I'm keeping this short tonight because I have to go watch the premiere episode of "Project Runway." My summer gayness is kicking in and I must heed its peacocky call. Damn that Bravo network and its flashy, metrosexual-friendly programming!

Tonight, as Mr. Z was taking a bath, he said:

MR. Z: Dad? You know that saying "Make like a banana and run?"

ME: Um... yeah?

MR. Z: Yeah, that's a good one. [pause] So, I don't get it.

ME: Well, you know how chimps are always running around with bananas in their hands?

MR. Z: Yeah?

ME: That's where it comes from. If you want to leave someplace really quickly, you're kinda like a chimp with a banana, running around. So you "make like a banana and run."

MR. Z: [silence] Huh.

ME: No, I'm just kidding. It's actually "Make like a banana and split." You know, like split meaning "to leave" and split as in a "banana split."

MR. Z: Oh. That's so funny I forgot to laugh, Dad.

ME: Yeah. Hey, don't forget to wash your butt.

Tuesday, July 11, 2006

With This Ring I Do Thee Return

Well, the old lady's birthday is rounding the bend, once again, and so far, I've got bupkus. This woman is fucking impossible to shop for. I think, in the almost 20 years we've been together, I've been right on the money, gift-wise, twice. Once, I got her a watch about which she had said, "I would like to get that watch someday," so I can't even really count that one. The other was this ring I got her about 15 years ago, when I lived in L.A.:



It looks gold-ish in the pic, but it's actually silver and the stone is either carnelian or blood agate or something. I have no idea why she loved this ring and not, say, any of the other rings/bracelets/necklaces/earrings I've purchased. To be fair, she says she loves everything I get her, but I know bullshit when I smell it, and come birthday time, I smells me lots of bullshit.

So, I don't know... I'm going to probably go for another ring this year. She had this buddha ring that she really loved (she got it when she returned a ring I had gotten her a couple of years ago at "The Mexican Shop" in suburban Chicago) but it flew off of her hand during class this past year and broke into little bite-sized Buddha piece-lets. Of course I tried to glue it back together and totally fucked it up, so I feel I owe her a replacement. And I feel I owe the Buddhists an apology.

There's basically no place around here to look -- there is one shop in East Lansing that I might check out. I don't know though -- I walk into those places and stare at the shit and I think to myself, "Hey, now this could either be the perfect ring... or she'd fucking despise it." It's such a fine line.

And she's going to read this, too, so she's gonna be like, "Shit, he's going to buy me another fucking ring. Motherfucker. Well, I better practice my bullshit 'No, really, I love it!'"
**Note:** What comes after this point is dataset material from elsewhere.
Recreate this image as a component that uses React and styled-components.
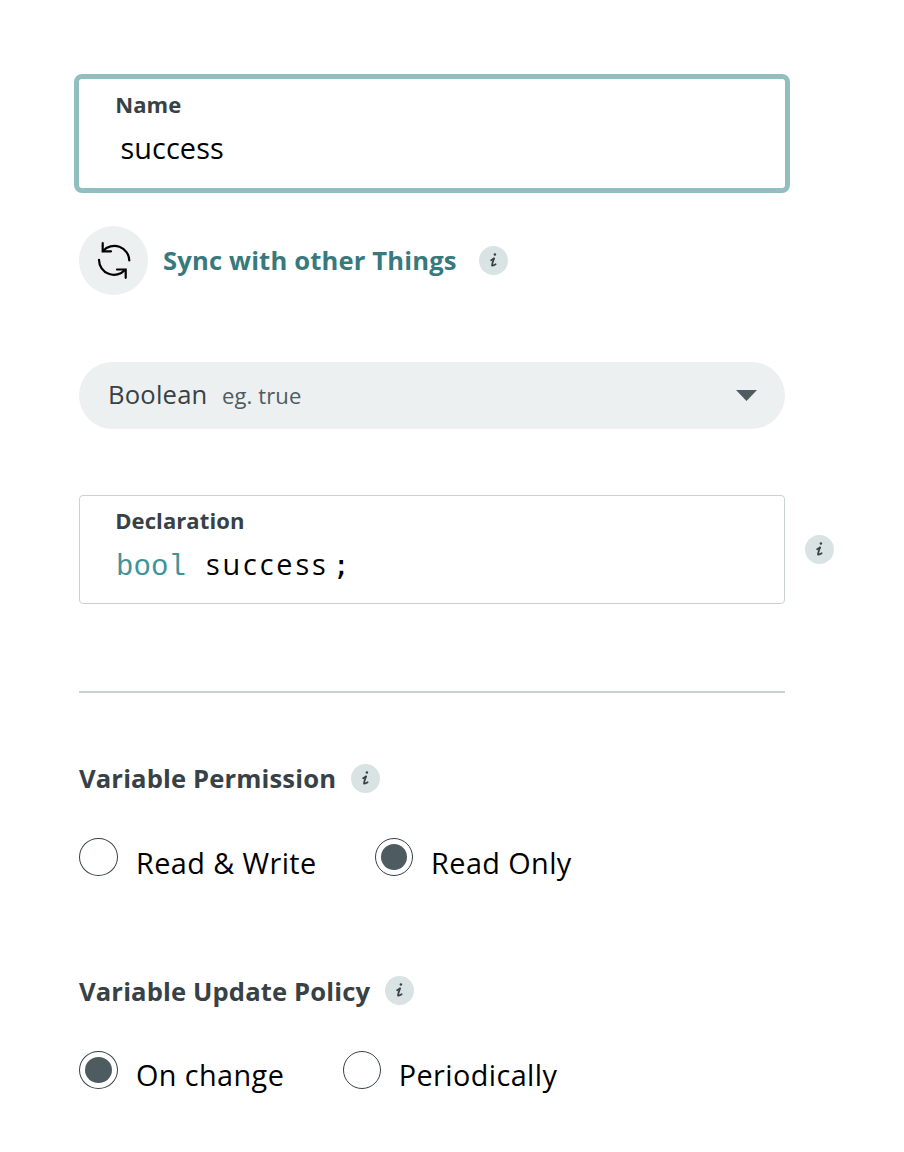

It's too bad she doesn't like diamonds, 'cuz I could totally set her up with this sweet, iced-out teeth grill I found online:



But, with my luck, she'd probably return it and get the platinum grill with the emeralds, instead.

Ain't life a bizzle?!

Monday, July 10, 2006

The Boy Has Discovered My "Tell"

First off, welcome to the person from Pennsylvania who found this blog accidentally by doing a Google search for "five across your lip." I love the fact that when that classic phrase is typed into Google, this blog is the first result. I like to think that Fred G. Sanford is looking down upon me and thinking, "What a dummy."



So, I'm talking to Mr. Z tonight as he's getting ready for bed and he asks:

MR. Z: Dad? How come sometimes, when you tell me to stop doing something, you're smiling and kinda laughing?

It's over. He's found my fatal flaw -- my achilles heel -- the Colonel Klink in my armor. It happens all the fucking time. He'll be engaging in some really wrong, spazzmotic behavior and, suddenly remembering I'm a dad, I'll be forced to tell him to stop doing said spazzmotic behavior. Unfortunately, nine-times-out-of-ten, I find whatever he's doing to be pretty fucking funny. It usually involves him dancing around naked, pointing his shvantz where it shouldn't be pointed, making fart noises, pretending two round, orb-like objects are breasts/balls, contorting himself into some pretzel-like shape in a strange place, singing some mildly offensive song at the top of his lungs -- basically being ME at age seven.

I'll know that I'm supposed to tell him to stop, and most of the time I'll get out a "Mr. Z, would you stop doing that, please?! You're going to hurt someone/yourself/your voice/your genitalia!" But sometimes, when the thing that he's doing is just SO me, I smile/laugh as I'm attempting to parent and I usually have to turn away or bolt into another room so as not to dilute my 'serious message.' Well, I guess I don't have to hide it anymore -- he's been on to me the whole time. Sneaky bastard.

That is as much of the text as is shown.